The US-412 Supercell
Enid/Garber OK
8 Apr 11
SHORT: Modest, yet enjoyable supercell observed east of Enid that developed in the warm sector (not on the dryline).
LONG:
The initial thinking from prior days, and early on this one, was that a dryline storm could fire somewhere over western OK in a zone of intense heating and mixing that would overcome strong EML-based capping, and move eastward into more moist air for a short time amidst an ambient kinematic profile most definitely suitable for storm-scale rotation. Instead, we ended up with one warm-sector supercell out of several! Here’s how…
A persistent zone of northward-moving, gradually deepening cumuli, corresponding to a zone of intense heating and mixing east of the dryline, formed during early-mid afternoon over NW TX near Vernon, and also, in an area of weak surface wind-shift and mass convergence as evident in both plotted charts and objective analyses. This immediately caught our attention (Corey M, Rich T and I); and we began to ponder this as a potential storm genesis source. The later it went, the farther N it would go; as the combined surface and satellite feature was moving N across I-40 and into the Kingfisher area by the time we left. After Rich picked up his son from school; we all met at Battlestar Norman and departed for El Reno via the Highway 9/turnpike bypass, intending to head N on US-81 from El Reno.
While near the former Kelvin’s Corner, we spotted turkey towers with glaciation to the NW, a good sign of deep ascent that encouraged us onward. VIS imagery showed a boomerang-shaped field of deeply enhanced Cu, much of which we couldn’t see visually from a distance because of smoke-related boundary-layer haze. The inflection point of this boomerang was moving N from the Kingfisher area; so we headed that way. That’s where the first echo–the eventual Enid storm–erupted while we were approaching Kingfisher.
We cruised up to Hennessey as the nascent supercell grew, towers rolling up its near (SW) flank and backshearing. The storm lost some organization on radar during an initial storm split; but its updraft towers till looked robust visually. In accordance with that encouraging sign, the right-split recovered nicely from the initial body-blow as we maneuvered E on OK-51 and N on OK-74 toward Covington.

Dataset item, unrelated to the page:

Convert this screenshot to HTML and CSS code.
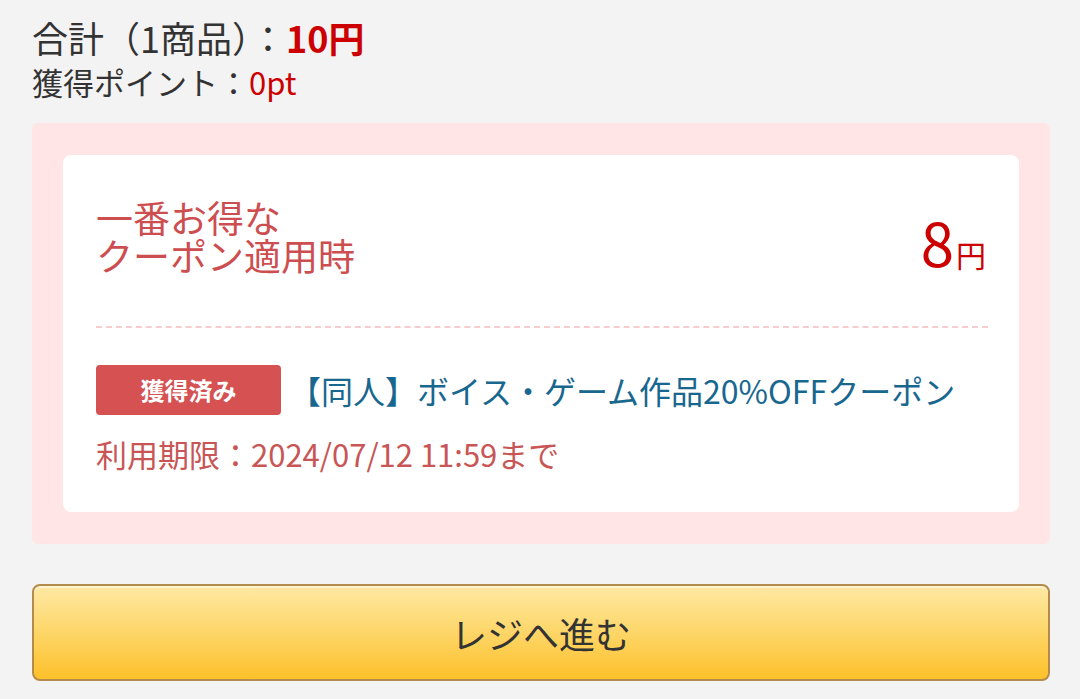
FILE: index.html
```html
<!DOCTYPE html>
<html lang="ja">
<head>
    <meta charset="UTF-8">
    <meta name="viewport" content="width=device-width, initial-scale=1.0">
    <title>カート</title>
    <link rel="stylesheet" href="styles.css">
</head>
<body>
    <div class="cart-summary">
        <div class="total">合計（1商品）：<span class="price strong">10円</span></div>
        <div class="points">獲得ポイント：<span class="price">0pt</span></div>

        <div class="coupon-box">
            <div class="coupon-card">
                <div class="coupon-head">
                    <div class="coupon-title">一番お得な<br>クーポン適用時</div>
                    <div class="coupon-price">8<span class="yen">円</span></div>
                </div>
                <div class="coupon-body">
                    <div class="coupon-row">
                        <span class="badge">獲得済み</span>
                        <a class="coupon-name" href="#">【同人】ボイス・ゲーム作品20%OFFクーポン</a>
                    </div>
                    <div class="coupon-limit">利用期限：2024/07/12 11:59まで</div>
                </div>
            </div>
        </div>

        <button class="checkout">レジへ進む</button>
    </div>
</body>
</html>
```

FILE: styles.css
```css
body {
    margin: 0;
    background-color: #f3f3f3;
    font-family: "Noto Sans CJK JP", "Noto Sans", sans-serif;
    color: #333;
}
.cart-summary {
    padding: 12px 30px 0 32px;
}
.total {
    font-size: 36px;
    line-height: 50px;
}
.points {
    font-size: 31px;
    line-height: 40px;
}
.price {
    color: #cc0000;
}
.strong {
    font-weight: bold;
}
.coupon-box {
    margin-top: 21px;
    background-color: #ffe5e5;
    border-radius: 6px;
    padding: 32px 31px;
}
.coupon-card {
    background-color: #fff;
    border-radius: 8px;
    padding: 0 31px 0 33px;
}
.coupon-head {
    display: flex;
    align-items: center;
    justify-content: space-between;
    height: 171px;
    border-bottom: 2px dashed #f6cccc;
    padding-right: 2px;
}
.coupon-title {
    font-size: 37px;
    line-height: 38px;
    color: #cd4e50;
    margin-bottom: 10px;
}
.coupon-price {
    font-size: 60px;
    color: #cc0000;
    line-height: 1;
}
.yen {
    font-size: 30px;
    margin-left: 2px;
}
.coupon-body {
    padding: 37px 0 38px;
}
.coupon-row {
    display: flex;
    align-items: center;
    gap: 8px;
    height: 50px;
}
.badge {
    display: inline-block;
    width: 185px;
    height: 50px;
    line-height: 50px;
    text-align: center;
    background-color: #d55152;
    color: #fff;
    font-size: 24px;
    font-weight: bold;
    border-radius: 4px;
}
.coupon-name {
    color: #18678f;
    text-decoration: none;
    font-size: 32px;
}
.coupon-limit {
    margin-top: 19px;
    color: #c85656;
    font-size: 31px;
    line-height: 40px;
}
.checkout {
    display: block;
    width: 100%;
    margin-top: 40px;
    height: 97px;
    border: 2px solid #b38c4c;
    border-radius: 8px;
    background: linear-gradient(to bottom, #fee8a4 0%, #fdd86e 45%, #fdc02a 100%);
    box-shadow: inset 0 2px 0 #fff3cf;
    font-family: "Noto Sans CJK JP", "Noto Sans", sans-serif;
    font-size: 36px;
    color: #333;
    cursor: pointer;
}
```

Our initial views of the underside from SW of Covington (no photos…stupidly, I left the camera in the back of Rich’s vehicle while we were driving) revealed a high, somewhat disorganized base. As we approached from the S, the eastern portion of the updraft region began re-ingesting a partial mix of rain-cooled air. Huge chunks of scud formed and rose, appending themselves together into a tall, ragged wall cloud that rotated slowly, assuming a triangular shape for a short time. At one point, the point of the triangle lowered about 4/5 to the ground from a very high ambient cloud base; but rotation was slow at best, and no dust or debris could be spotted beneath. This seemed to be the “almost a tornado” phase some chasers described.
As we reached 412 and turned E, the storm was in its best-organized phase–peak midlevel rotation in SRM displays and that ragged, occasionally low-hanging and pointed wall cloud with obvious cyclonic shear. The meso wasn’t strong enough to pull a great deal of precip around yet. As we continued E on 412 and got abeam of the circulation, a lot of the scud evaporated, as if the wall cloud were disrobing to reveal a peculiar, tilted but mostly horizontal cloud vortex. This feature narrowed into a skinny, nearly horizontal funnel, somewhat bent, and way above the ground. We didn’t deem this an imminent tornado threat.
By the time we pulled over at an optimum vantage, and I got out the camera, the laminar, horizontal, funnel-like feature to our N had vanished; and the ragged wall cloud was eroding away to reveal the more ambient, high base again. At this stage, the structure reminded me a bit of the 22 May 7 supercell near St. Peter, KS, but of course, without the tornado! Storm motion slowed down; and we were able to maintain a leisurely pace east on US-412 with a couple of long-lasting stops to observe the supercell’s high but well-structured underside to our N.
The storm attempted a couple of occlusions, including this one with a well-defined downdraft slot and precip cascade, while surface-based inflow still was screaming from the S and buffeting us reasonably well. Soon, however, the inflow calmed a bit, and the storm took on a more laminar, elevated appearance as it approached I-35 (shot looking NNE with CG from the vault region).
As the storm continued to weaken, we bid it a fond farewell, and headed S on I-35 toward home.
This was a fine first chase of the season, a good opportunity to work out some kinks, test new equipment, and re-learn needed lessons (i.e., “Self, you forgetful doofus, keep the damn camera in reach while someone else is driving!”). It was great to get out on the Plains again and watch a supercell–a cathartic release from the psychological imprisonment of a long, cold winter. Even though we are mired in deep drought here in central OK, we bear hopes for at least a few more photogenic supercells within reasonable driving distance the remainder of the season, as prospects for the big events already appear to be displaced far, far away.